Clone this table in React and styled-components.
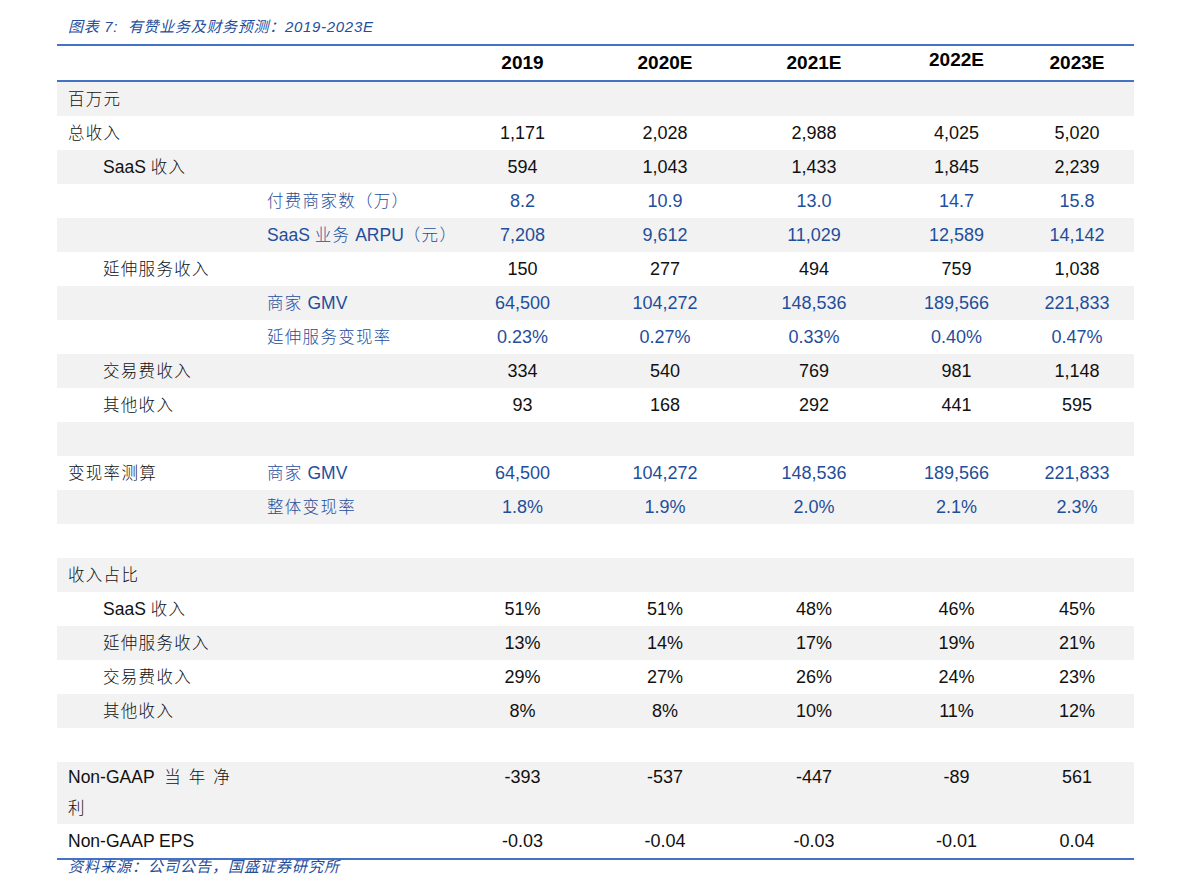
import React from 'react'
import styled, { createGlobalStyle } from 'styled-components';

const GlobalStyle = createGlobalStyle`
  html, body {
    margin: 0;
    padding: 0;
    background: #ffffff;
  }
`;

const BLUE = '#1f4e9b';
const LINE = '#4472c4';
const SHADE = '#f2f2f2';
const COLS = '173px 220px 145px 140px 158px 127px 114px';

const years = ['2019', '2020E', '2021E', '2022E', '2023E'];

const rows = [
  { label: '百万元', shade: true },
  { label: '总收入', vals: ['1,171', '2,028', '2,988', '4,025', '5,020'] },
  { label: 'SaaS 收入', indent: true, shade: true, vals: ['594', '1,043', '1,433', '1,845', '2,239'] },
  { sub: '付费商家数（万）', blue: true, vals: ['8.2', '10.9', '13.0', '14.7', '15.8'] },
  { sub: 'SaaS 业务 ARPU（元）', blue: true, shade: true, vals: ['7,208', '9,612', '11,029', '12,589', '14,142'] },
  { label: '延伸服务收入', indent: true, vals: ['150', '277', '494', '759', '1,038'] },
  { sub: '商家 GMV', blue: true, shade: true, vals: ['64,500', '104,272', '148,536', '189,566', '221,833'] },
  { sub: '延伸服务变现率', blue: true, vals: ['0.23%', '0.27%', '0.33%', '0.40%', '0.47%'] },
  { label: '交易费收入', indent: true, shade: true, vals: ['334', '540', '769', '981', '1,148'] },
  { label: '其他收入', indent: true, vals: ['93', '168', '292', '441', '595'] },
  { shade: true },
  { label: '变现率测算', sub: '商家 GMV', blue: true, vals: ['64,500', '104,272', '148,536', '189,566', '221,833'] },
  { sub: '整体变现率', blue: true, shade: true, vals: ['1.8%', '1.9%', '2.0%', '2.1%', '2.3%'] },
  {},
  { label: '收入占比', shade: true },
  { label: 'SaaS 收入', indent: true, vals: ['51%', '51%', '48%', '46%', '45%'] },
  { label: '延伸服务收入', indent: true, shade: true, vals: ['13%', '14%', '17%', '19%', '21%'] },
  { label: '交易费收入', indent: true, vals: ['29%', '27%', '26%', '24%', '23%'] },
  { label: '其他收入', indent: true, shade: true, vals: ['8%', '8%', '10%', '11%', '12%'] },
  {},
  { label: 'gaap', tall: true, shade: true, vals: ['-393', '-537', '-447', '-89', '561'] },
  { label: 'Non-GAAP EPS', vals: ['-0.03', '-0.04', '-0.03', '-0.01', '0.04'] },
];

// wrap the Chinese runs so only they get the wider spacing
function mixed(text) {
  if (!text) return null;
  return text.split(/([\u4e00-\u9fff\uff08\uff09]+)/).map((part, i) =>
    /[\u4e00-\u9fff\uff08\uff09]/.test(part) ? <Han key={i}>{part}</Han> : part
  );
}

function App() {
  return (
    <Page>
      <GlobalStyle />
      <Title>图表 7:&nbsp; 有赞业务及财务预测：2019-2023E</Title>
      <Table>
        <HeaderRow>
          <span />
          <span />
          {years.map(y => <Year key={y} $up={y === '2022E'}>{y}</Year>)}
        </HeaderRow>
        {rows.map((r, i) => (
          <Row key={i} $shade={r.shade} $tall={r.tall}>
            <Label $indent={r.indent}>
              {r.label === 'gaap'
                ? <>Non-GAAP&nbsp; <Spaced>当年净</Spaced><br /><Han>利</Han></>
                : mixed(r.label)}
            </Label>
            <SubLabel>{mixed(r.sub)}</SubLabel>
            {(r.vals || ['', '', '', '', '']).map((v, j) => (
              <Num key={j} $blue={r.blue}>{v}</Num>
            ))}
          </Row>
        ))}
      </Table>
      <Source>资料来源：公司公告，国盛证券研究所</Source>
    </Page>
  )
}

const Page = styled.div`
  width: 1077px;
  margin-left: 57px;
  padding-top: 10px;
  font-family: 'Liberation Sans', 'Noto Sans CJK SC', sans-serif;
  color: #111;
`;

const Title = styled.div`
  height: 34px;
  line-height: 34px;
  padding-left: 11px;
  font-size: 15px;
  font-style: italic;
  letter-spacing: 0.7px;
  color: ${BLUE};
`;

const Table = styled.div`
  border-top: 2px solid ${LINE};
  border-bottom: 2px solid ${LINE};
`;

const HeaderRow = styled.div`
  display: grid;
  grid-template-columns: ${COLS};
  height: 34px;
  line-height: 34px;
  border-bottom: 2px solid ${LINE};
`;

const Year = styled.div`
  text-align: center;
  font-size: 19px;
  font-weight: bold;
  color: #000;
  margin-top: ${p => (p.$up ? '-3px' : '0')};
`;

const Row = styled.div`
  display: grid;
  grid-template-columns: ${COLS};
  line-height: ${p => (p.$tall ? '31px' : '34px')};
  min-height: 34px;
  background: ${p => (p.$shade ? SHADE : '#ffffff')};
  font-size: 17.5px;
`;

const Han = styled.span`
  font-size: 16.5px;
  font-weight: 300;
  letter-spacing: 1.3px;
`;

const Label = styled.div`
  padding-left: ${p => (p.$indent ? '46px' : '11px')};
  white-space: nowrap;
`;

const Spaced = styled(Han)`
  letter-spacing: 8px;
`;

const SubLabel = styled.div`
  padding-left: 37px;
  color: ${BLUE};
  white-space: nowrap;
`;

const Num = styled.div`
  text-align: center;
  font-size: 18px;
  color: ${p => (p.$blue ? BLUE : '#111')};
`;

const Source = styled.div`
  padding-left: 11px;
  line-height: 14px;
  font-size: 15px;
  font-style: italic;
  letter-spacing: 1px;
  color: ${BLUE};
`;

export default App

● **Your objective**: Write out, word for word, the lines from the start of the data through the one holding "const years = ['2019', '2020E', '2021E', '2022E', '2023E'];". Omit pictures.

● **Solved exercise**:
Clone this table in React and styled-components.
import React from 'react'
import styled, { createGlobalStyle } from 'styled-components';

const GlobalStyle = createGlobalStyle`
  html, body {
    margin: 0;
    padding: 0;
    background: #ffffff;
  }
`;

const BLUE = '#1f4e9b';
const LINE = '#4472c4';
const SHADE = '#f2f2f2';
const COLS = '173px 220px 145px 140px 158px 127px 114px';

const years = ['2019', '2020E', '2021E', '2022E', '2023E'];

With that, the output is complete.